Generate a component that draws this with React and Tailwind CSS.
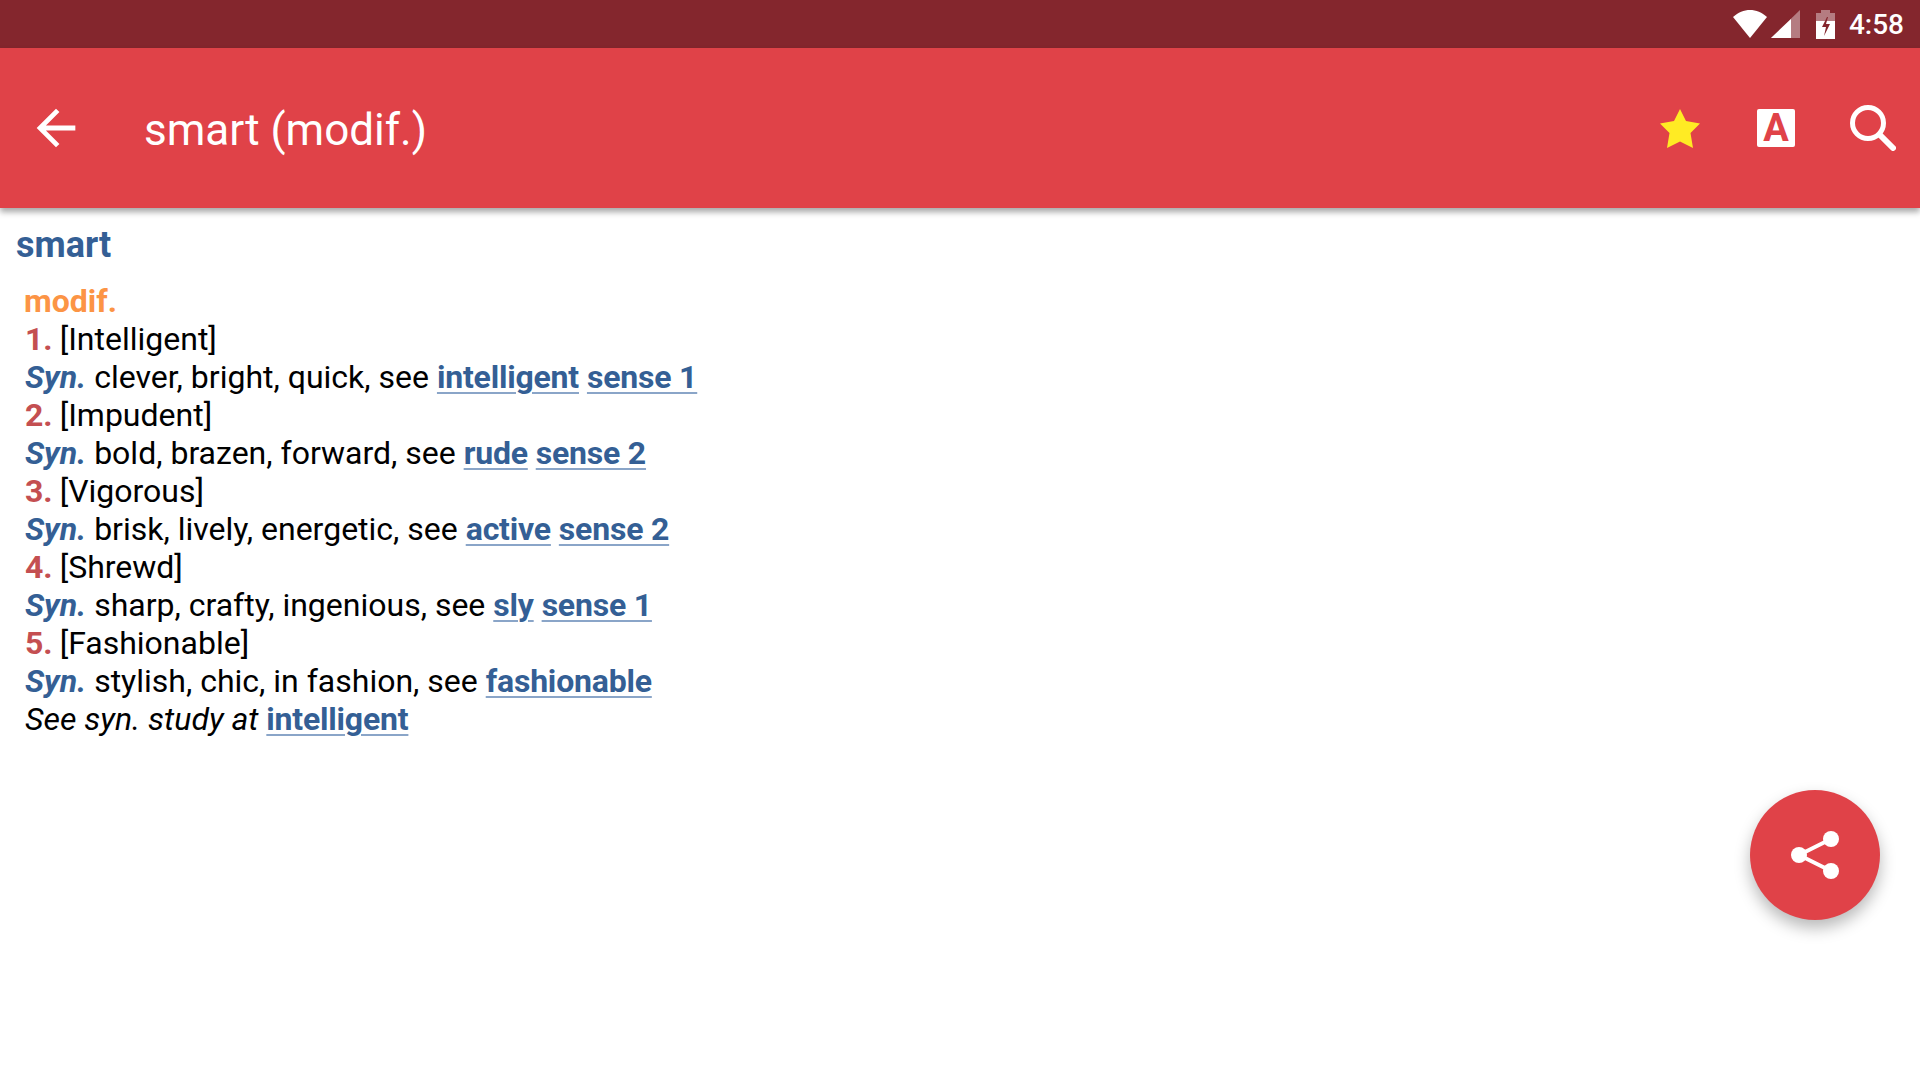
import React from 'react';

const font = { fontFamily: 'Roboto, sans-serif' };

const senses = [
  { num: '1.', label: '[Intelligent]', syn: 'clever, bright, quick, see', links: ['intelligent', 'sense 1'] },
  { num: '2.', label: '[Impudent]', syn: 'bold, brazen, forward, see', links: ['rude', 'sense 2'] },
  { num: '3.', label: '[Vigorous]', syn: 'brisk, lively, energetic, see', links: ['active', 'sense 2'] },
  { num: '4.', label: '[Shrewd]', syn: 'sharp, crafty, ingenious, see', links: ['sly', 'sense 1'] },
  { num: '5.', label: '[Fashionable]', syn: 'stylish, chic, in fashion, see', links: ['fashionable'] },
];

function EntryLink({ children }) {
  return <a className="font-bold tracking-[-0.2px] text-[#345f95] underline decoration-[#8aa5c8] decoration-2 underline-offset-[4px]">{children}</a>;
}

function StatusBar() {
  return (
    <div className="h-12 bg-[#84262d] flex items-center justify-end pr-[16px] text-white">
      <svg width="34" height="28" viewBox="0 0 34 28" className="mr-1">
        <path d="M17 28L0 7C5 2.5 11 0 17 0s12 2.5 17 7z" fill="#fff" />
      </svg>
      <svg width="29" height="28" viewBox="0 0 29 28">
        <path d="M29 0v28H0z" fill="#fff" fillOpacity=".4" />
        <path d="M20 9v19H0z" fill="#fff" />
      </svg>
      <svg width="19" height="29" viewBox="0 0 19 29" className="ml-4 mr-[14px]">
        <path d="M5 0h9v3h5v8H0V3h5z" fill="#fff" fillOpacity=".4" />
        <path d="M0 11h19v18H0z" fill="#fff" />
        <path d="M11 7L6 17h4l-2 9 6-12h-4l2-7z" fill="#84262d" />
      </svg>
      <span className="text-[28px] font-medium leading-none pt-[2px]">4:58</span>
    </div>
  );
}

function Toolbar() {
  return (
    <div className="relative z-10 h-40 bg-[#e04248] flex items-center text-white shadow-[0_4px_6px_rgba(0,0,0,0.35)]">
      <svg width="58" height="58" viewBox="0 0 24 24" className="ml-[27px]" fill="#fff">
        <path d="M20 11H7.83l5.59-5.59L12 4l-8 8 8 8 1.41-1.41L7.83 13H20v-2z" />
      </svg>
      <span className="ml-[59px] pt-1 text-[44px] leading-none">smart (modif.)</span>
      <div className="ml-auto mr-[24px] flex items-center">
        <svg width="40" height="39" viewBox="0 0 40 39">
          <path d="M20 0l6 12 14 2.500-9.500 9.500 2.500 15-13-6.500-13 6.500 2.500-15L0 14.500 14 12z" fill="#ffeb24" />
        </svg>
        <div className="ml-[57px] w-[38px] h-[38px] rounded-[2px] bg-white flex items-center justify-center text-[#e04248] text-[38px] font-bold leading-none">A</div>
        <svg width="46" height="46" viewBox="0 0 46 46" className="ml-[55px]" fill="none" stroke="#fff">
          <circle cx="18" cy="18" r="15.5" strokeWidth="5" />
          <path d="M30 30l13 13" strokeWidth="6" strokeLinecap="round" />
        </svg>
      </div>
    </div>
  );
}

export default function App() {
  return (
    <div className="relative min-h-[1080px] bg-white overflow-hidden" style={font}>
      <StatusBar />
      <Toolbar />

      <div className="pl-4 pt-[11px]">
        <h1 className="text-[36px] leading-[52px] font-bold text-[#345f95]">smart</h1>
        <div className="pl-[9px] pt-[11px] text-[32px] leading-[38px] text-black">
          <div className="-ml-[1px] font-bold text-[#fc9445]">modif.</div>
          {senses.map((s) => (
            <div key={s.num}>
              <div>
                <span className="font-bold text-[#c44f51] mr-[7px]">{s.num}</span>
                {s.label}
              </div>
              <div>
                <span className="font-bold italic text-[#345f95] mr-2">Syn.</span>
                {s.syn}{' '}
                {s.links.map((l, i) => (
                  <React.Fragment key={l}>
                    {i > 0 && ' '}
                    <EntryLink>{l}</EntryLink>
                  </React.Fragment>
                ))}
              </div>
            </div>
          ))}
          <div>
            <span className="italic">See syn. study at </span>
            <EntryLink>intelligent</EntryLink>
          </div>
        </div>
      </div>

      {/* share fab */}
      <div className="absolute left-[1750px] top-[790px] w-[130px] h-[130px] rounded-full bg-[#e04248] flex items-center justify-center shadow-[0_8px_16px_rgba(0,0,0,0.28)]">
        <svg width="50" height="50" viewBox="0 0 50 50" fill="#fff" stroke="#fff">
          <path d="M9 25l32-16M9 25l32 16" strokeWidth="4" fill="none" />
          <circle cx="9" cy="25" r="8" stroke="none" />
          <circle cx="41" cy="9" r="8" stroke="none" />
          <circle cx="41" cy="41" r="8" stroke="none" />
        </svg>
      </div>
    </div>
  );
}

* What needs to be done *
Repeat the material exactly as it reads, without any of its pictures.

* Written response *
Generate a component that draws this with React and Tailwind CSS.
import React from 'react';

const font = { fontFamily: 'Roboto, sans-serif' };

const senses = [
  { num: '1.', label: '[Intelligent]', syn: 'clever, bright, quick, see', links: ['intelligent', 'sense 1'] },
  { num: '2.', label: '[Impudent]', syn: 'bold, brazen, forward, see', links: ['rude', 'sense 2'] },
  { num: '3.', label: '[Vigorous]', syn: 'brisk, lively, energetic, see', links: ['active', 'sense 2'] },
  { num: '4.', label: '[Shrewd]', syn: 'sharp, crafty, ingenious, see', links: ['sly', 'sense 1'] },
  { num: '5.', label: '[Fashionable]', syn: 'stylish, chic, in fashion, see', links: ['fashionable'] },
];

function EntryLink({ children }) {
  return <a className="font-bold tracking-[-0.2px] text-[#345f95] underline decoration-[#8aa5c8] decoration-2 underline-offset-[4px]">{children}</a>;
}

function StatusBar() {
  return (
    <div className="h-12 bg-[#84262d] flex items-center justify-end pr-[16px] text-white">
      <svg width="34" height="28" viewBox="0 0 34 28" className="mr-1">
        <path d="M17 28L0 7C5 2.5 11 0 17 0s12 2.5 17 7z" fill="#fff" />
      </svg>
      <svg width="29" height="28" viewBox="0 0 29 28">
        <path d="M29 0v28H0z" fill="#fff" fillOpacity=".4" />
        <path d="M20 9v19H0z" fill="#fff" />
      </svg>
      <svg width="19" height="29" viewBox="0 0 19 29" className="ml-4 mr-[14px]">
        <path d="M5 0h9v3h5v8H0V3h5z" fill="#fff" fillOpacity=".4" />
        <path d="M0 11h19v18H0z" fill="#fff" />
        <path d="M11 7L6 17h4l-2 9 6-12h-4l2-7z" fill="#84262d" />
      </svg>
      <span className="text-[28px] font-medium leading-none pt-[2px]">4:58</span>
    </div>
  );
}

function Toolbar() {
  return (
    <div className="relative z-10 h-40 bg-[#e04248] flex items-center text-white shadow-[0_4px_6px_rgba(0,0,0,0.35)]">
      <svg width="58" height="58" viewBox="0 0 24 24" className="ml-[27px]" fill="#fff">
        <path d="M20 11H7.83l5.59-5.59L12 4l-8 8 8 8 1.41-1.41L7.83 13H20v-2z" />
      </svg>
      <span className="ml-[59px] pt-1 text-[44px] leading-none">smart (modif.)</span>
      <div className="ml-auto mr-[24px] flex items-center">
        <svg width="40" height="39" viewBox="0 0 40 39">
          <path d="M20 0l6 12 14 2.500-9.500 9.500 2.500 15-13-6.500-13 6.500 2.500-15L0 14.500 14 12z" fill="#ffeb24" />
        </svg>
        <div className="ml-[57px] w-[38px] h-[38px] rounded-[2px] bg-white flex items-center justify-center text-[#e04248] text-[38px] font-bold leading-none">A</div>
        <svg width="46" height="46" viewBox="0 0 46 46" className="ml-[55px]" fill="none" stroke="#fff">
          <circle cx="18" cy="18" r="15.5" strokeWidth="5" />
          <path d="M30 30l13 13" strokeWidth="6" strokeLinecap="round" />
        </svg>
      </div>
    </div>
  );
}

export default function App() {
  return (
    <div className="relative min-h-[1080px] bg-white overflow-hidden" style={font}>
      <StatusBar />
      <Toolbar />

      <div className="pl-4 pt-[11px]">
        <h1 className="text-[36px] leading-[52px] font-bold text-[#345f95]">smart</h1>
        <div className="pl-[9px] pt-[11px] text-[32px] leading-[38px] text-black">
          <div className="-ml-[1px] font-bold text-[#fc9445]">modif.</div>
          {senses.map((s) => (
            <div key={s.num}>
              <div>
                <span className="font-bold text-[#c44f51] mr-[7px]">{s.num}</span>
                {s.label}
              </div>
              <div>
                <span className="font-bold italic text-[#345f95] mr-2">Syn.</span>
                {s.syn}{' '}
                {s.links.map((l, i) => (
                  <React.Fragment key={l}>
                    {i > 0 && ' '}
                    <EntryLink>{l}</EntryLink>
                  </React.Fragment>
                ))}
              </div>
            </div>
          ))}
          <div>
            <span className="italic">See syn. study at </span>
            <EntryLink>intelligent</EntryLink>
          </div>
        </div>
      </div>

      {/* share fab */}
      <div className="absolute left-[1750px] top-[790px] w-[130px] h-[130px] rounded-full bg-[#e04248] flex items-center justify-center shadow-[0_8px_16px_rgba(0,0,0,0.28)]">
        <svg width="50" height="50" viewBox="0 0 50 50" fill="#fff" stroke="#fff">
          <path d="M9 25l32-16M9 25l32 16" strokeWidth="4" fill="none" />
          <circle cx="9" cy="25" r="8" stroke="none" />
          <circle cx="41" cy="9" r="8" stroke="none" />
          <circle cx="41" cy="41" r="8" stroke="none" />
        </svg>
      </div>
    </div>
  );
}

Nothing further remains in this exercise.